-------- RECORDS PROVIDED --------

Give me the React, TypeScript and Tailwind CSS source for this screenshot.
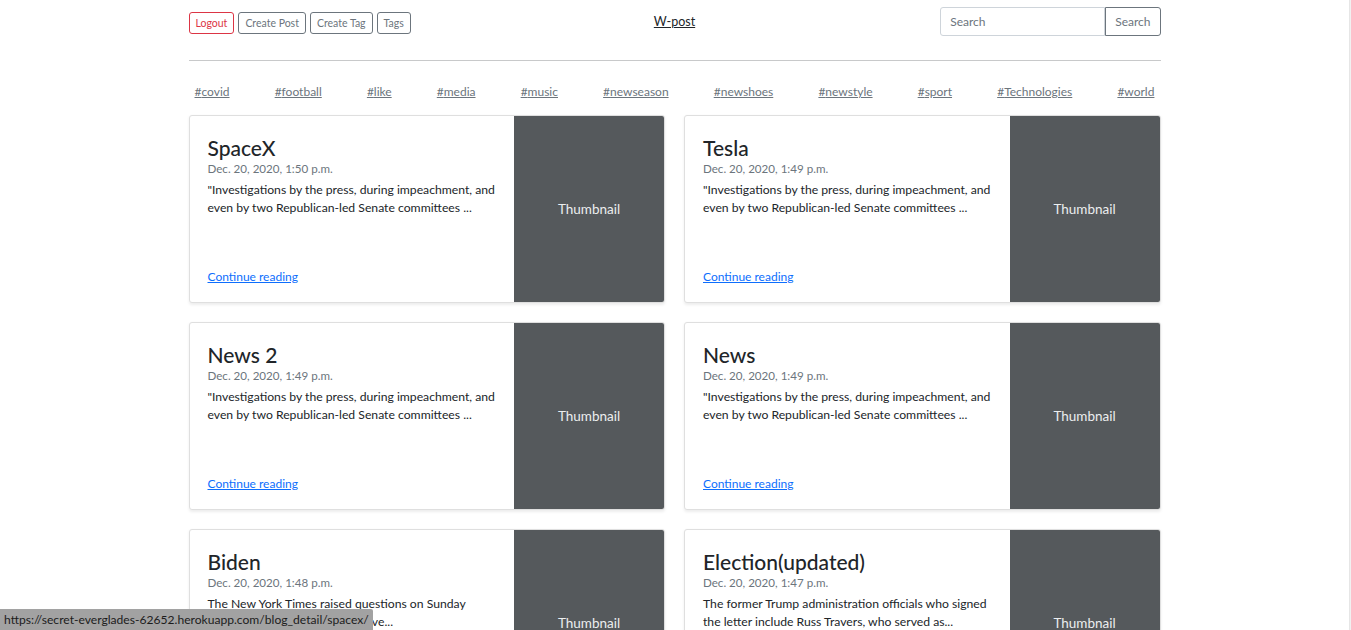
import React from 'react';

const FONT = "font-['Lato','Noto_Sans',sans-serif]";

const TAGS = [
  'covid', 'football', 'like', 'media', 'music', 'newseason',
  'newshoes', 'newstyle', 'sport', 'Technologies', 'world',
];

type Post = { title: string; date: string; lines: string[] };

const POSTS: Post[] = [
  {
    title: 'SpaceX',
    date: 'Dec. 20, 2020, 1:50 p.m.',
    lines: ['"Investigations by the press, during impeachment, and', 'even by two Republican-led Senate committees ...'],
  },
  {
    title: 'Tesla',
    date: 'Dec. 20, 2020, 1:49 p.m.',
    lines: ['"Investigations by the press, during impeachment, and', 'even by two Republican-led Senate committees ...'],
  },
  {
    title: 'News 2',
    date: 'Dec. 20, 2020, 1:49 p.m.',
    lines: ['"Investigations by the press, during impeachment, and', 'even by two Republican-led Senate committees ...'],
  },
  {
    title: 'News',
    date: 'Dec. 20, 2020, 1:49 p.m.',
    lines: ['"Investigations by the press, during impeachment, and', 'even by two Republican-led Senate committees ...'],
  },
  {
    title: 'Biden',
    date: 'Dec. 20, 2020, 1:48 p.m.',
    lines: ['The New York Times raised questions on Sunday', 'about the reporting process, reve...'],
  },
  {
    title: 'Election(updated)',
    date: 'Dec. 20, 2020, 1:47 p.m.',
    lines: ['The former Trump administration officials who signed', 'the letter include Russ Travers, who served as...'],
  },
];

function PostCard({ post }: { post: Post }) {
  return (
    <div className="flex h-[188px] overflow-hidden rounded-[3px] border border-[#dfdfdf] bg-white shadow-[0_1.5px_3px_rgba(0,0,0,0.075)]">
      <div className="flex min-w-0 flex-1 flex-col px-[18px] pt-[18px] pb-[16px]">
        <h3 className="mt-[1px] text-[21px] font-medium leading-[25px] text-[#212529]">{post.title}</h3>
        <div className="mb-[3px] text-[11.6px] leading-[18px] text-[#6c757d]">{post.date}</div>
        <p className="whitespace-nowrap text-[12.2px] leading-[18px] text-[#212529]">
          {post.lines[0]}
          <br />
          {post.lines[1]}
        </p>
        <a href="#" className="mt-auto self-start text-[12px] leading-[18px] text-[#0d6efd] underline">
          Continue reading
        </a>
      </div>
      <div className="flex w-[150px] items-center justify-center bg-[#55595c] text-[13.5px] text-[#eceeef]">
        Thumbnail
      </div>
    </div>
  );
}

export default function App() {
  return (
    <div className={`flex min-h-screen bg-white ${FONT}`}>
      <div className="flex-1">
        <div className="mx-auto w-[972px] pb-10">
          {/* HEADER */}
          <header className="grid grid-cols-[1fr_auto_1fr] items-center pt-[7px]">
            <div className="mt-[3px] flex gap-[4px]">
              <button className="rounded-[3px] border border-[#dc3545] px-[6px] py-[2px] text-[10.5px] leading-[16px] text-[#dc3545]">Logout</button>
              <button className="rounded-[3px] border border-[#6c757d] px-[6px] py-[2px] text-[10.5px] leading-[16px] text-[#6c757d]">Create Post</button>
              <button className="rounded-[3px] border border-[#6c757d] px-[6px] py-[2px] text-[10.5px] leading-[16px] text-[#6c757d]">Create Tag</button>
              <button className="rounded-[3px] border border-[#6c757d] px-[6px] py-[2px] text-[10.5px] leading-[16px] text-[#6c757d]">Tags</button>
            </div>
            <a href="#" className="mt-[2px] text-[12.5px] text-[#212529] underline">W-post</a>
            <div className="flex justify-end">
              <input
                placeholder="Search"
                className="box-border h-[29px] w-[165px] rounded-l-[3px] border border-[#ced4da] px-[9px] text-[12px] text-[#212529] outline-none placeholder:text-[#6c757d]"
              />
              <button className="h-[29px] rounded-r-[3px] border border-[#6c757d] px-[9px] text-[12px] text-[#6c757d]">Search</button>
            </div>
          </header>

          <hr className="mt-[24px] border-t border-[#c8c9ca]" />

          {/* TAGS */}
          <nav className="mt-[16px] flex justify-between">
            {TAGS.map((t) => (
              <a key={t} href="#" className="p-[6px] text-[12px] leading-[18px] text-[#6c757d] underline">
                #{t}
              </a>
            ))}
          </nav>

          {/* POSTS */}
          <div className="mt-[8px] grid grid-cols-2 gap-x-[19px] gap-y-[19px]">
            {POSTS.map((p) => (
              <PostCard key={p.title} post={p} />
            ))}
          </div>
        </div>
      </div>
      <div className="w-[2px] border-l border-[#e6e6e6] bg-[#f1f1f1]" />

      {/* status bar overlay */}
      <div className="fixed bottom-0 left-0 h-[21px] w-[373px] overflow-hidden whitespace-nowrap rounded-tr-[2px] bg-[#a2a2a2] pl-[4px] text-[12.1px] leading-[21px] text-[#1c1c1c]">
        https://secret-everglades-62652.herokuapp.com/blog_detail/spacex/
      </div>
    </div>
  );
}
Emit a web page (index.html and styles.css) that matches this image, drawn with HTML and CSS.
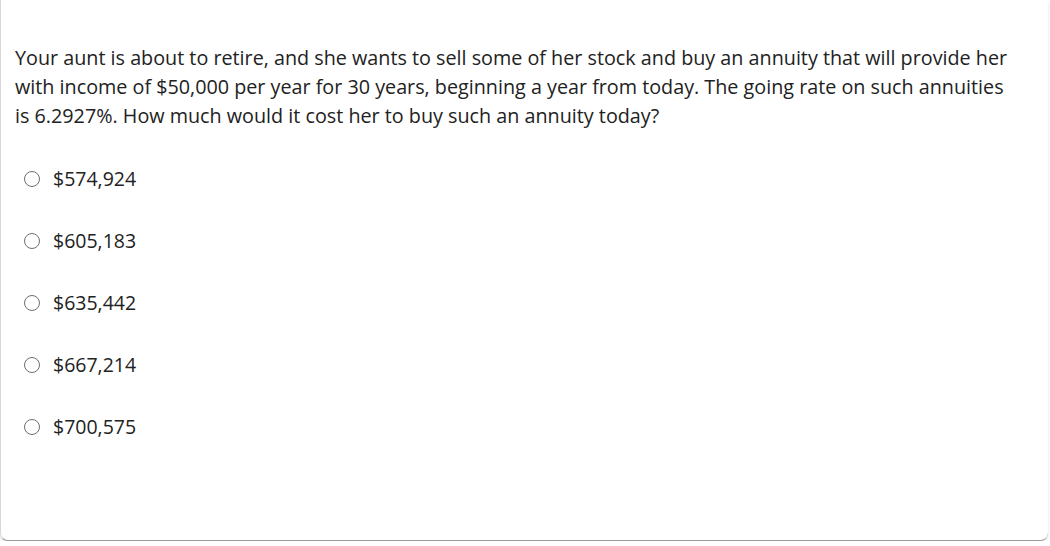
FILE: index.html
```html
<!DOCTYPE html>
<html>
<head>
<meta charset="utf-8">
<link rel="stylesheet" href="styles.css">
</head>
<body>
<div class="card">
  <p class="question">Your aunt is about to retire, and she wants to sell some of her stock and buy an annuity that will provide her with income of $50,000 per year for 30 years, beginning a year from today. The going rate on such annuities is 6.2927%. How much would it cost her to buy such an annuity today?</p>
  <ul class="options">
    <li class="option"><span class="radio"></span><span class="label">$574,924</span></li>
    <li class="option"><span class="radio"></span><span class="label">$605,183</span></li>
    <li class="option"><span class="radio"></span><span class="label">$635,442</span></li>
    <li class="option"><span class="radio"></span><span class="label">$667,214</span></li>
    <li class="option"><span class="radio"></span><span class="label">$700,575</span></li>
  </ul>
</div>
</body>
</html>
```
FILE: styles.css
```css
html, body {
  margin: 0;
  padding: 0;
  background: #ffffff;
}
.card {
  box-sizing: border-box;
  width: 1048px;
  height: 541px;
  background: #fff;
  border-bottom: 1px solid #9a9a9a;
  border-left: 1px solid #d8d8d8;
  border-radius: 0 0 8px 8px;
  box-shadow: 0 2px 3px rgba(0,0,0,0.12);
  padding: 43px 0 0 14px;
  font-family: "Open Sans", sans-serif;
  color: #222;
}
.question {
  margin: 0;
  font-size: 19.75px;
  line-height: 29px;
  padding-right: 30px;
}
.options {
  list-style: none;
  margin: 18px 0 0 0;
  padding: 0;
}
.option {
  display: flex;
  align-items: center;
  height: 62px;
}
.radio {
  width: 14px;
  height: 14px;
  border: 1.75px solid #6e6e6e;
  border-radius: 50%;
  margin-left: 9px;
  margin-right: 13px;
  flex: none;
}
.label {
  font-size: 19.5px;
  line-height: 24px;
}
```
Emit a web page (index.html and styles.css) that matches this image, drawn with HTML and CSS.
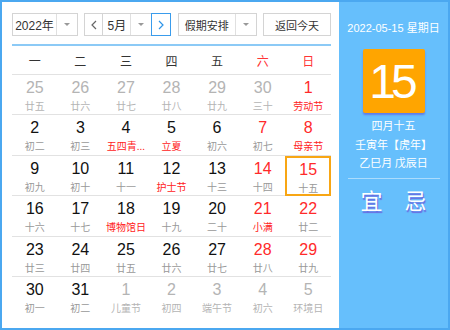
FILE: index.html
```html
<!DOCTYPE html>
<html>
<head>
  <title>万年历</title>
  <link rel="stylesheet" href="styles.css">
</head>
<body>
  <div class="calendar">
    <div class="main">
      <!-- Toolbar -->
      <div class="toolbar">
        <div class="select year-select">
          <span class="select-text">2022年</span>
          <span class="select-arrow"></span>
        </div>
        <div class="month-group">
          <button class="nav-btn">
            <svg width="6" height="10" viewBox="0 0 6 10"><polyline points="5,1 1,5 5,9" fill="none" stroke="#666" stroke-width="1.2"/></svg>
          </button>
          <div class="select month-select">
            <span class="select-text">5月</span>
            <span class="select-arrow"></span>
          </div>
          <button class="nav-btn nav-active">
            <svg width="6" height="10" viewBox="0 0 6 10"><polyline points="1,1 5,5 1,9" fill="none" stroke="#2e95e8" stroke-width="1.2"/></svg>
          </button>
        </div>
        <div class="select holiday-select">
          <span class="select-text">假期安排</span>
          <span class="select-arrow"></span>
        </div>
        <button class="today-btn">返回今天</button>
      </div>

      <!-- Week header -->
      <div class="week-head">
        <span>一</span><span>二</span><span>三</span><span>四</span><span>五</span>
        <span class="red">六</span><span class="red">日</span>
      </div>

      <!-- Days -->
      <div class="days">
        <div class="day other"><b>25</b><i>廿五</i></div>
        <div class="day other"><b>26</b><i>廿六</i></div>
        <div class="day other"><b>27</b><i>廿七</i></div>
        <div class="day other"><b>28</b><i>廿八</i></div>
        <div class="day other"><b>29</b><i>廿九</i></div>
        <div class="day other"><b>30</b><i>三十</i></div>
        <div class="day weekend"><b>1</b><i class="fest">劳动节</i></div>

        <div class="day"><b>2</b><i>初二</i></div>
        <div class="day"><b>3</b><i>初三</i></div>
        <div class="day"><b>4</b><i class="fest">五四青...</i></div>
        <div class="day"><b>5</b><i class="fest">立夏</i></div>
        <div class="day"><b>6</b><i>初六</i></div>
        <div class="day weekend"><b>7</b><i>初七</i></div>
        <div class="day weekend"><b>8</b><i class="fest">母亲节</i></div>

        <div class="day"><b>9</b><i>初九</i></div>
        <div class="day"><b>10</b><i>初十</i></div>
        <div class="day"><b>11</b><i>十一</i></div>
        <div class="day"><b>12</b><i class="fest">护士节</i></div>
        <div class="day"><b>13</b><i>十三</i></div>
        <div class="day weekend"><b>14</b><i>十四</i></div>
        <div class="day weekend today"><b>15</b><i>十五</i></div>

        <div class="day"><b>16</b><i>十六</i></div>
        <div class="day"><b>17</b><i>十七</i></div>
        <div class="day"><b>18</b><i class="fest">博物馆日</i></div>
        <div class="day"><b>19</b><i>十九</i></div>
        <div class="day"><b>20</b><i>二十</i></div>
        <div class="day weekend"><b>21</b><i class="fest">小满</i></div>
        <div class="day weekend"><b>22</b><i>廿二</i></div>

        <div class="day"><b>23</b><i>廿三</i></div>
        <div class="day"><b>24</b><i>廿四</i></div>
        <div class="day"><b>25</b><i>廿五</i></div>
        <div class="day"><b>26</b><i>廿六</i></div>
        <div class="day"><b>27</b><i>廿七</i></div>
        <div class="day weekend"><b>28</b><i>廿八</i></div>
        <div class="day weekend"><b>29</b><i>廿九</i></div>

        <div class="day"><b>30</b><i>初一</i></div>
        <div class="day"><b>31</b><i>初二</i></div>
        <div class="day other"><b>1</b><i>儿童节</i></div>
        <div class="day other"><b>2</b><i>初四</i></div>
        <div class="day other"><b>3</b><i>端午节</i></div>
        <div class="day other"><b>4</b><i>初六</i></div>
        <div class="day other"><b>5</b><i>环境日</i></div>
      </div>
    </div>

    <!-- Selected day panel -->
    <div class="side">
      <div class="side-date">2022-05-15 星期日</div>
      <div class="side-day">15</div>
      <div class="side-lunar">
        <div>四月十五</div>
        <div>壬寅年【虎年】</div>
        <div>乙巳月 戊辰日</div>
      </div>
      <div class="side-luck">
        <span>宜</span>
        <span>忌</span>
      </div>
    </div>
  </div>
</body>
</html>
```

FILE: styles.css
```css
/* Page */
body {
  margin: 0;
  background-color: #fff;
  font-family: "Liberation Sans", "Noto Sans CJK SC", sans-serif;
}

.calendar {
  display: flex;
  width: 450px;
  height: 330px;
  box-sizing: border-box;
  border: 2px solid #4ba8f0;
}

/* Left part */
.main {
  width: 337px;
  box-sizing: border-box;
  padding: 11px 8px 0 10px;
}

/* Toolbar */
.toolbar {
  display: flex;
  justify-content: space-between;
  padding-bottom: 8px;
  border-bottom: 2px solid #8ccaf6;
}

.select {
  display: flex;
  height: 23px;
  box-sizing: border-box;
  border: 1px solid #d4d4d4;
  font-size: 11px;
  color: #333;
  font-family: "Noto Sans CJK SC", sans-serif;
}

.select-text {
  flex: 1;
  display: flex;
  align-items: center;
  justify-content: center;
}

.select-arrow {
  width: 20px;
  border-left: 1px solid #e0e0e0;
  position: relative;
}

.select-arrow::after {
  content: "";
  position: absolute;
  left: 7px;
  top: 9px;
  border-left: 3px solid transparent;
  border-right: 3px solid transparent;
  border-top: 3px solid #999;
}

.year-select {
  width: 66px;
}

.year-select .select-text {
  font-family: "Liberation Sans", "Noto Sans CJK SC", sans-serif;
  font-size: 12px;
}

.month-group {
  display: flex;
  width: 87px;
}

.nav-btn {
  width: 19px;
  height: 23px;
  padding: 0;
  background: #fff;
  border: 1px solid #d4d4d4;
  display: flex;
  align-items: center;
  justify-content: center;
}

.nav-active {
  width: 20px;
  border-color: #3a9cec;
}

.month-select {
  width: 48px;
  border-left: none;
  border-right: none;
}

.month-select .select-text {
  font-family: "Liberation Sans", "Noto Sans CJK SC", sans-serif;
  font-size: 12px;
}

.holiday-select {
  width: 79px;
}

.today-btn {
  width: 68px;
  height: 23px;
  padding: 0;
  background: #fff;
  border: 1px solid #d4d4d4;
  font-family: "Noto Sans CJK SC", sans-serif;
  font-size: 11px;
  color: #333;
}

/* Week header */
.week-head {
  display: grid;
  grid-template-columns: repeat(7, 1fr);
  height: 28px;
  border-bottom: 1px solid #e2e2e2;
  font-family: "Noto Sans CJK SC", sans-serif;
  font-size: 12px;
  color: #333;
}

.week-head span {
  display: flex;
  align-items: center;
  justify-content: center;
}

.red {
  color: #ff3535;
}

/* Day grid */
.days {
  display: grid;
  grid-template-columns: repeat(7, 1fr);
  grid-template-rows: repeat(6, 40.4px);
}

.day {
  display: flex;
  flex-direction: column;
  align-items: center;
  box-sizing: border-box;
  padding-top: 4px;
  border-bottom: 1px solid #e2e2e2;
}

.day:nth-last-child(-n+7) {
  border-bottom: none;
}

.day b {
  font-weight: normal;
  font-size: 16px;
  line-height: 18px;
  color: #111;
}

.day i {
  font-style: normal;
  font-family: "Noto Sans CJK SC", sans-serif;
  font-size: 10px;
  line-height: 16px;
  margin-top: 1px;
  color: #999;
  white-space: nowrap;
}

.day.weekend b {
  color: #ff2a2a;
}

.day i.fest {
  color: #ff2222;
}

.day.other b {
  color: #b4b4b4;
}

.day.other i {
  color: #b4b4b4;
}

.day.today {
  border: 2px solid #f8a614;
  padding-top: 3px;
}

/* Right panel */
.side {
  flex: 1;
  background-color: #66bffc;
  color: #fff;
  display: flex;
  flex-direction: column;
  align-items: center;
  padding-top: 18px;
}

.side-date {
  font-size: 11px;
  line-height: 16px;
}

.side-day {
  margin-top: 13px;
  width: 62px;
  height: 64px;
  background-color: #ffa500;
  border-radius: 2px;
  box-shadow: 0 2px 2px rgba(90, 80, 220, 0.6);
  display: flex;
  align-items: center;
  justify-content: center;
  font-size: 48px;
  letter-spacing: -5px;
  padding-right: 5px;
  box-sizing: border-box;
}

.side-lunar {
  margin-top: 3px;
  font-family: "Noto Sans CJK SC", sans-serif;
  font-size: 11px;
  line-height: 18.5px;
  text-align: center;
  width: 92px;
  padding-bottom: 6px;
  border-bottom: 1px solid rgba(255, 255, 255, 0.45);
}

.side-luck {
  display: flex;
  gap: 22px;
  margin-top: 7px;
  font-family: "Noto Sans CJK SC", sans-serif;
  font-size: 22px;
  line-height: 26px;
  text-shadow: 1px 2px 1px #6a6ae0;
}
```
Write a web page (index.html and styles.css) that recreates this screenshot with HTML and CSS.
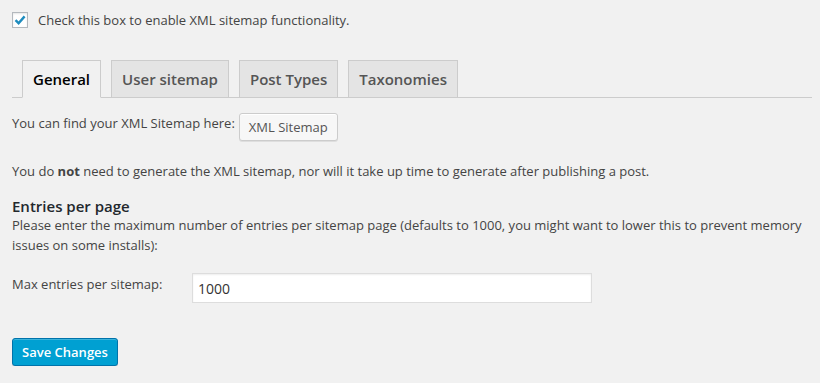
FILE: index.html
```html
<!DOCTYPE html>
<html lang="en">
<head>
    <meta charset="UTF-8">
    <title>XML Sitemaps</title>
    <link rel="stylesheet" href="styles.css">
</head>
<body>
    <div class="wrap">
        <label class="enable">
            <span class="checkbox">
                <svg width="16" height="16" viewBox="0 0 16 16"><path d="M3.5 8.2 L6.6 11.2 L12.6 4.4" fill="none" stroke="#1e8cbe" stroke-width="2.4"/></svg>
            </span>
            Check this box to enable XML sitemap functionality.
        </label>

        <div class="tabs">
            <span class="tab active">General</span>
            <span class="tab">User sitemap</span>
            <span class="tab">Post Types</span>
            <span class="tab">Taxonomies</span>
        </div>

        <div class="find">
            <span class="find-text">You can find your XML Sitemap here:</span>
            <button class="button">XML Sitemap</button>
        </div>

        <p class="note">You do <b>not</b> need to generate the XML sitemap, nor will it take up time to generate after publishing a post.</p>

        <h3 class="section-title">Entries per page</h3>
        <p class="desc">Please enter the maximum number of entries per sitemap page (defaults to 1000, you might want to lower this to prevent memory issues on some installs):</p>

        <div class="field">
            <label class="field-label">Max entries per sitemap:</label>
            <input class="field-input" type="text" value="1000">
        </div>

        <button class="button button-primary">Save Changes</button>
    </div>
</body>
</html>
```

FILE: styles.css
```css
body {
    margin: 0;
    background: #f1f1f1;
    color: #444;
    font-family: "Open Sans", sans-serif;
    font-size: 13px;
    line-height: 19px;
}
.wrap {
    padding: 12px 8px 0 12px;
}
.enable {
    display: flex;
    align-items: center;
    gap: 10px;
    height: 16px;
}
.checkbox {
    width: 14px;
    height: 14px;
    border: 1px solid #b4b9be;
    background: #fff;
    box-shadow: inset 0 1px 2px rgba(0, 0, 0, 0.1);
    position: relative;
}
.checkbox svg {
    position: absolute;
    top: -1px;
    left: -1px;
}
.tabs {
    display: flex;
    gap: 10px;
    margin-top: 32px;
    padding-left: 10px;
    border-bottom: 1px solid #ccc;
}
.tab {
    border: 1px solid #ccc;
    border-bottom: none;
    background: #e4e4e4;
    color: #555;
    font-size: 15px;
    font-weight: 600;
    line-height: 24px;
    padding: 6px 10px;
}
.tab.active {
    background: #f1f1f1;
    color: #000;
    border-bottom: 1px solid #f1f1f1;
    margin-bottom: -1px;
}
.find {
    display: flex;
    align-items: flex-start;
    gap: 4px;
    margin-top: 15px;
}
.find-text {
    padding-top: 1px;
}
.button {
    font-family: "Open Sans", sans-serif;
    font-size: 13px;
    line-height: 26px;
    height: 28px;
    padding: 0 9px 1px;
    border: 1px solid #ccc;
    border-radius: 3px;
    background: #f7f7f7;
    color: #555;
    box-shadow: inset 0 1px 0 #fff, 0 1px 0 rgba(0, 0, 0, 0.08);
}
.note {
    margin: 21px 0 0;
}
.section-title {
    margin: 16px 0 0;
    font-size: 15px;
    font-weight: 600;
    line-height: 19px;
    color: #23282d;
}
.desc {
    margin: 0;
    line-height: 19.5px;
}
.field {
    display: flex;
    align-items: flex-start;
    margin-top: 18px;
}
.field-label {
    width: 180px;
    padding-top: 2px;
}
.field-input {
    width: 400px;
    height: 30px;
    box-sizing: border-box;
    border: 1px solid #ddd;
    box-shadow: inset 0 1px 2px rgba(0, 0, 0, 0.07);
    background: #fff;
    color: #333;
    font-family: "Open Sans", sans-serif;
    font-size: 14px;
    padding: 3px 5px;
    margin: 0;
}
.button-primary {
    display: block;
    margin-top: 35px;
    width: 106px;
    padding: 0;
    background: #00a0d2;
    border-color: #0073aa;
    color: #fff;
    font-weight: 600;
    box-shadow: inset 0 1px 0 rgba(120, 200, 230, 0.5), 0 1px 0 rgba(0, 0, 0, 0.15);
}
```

--------

TASK DETAILS:
From the top of the listing above, repeat each line exactly until you reach the line containing "string; date: string;", and repeat that one too. Leave the pictures out.

RESULT:
Give me the React, TypeScript and Tailwind CSS source for this screenshot.
import React from 'react';

const FONT = "font-['Lato','Noto_Sans',sans-serif]";

const TAGS = [
  'covid', 'football', 'like', 'media', 'music', 'newseason',
  'newshoes', 'newstyle', 'sport', 'Technologies', 'world',
];

type Post = { title: string; date: string; lines: string[] };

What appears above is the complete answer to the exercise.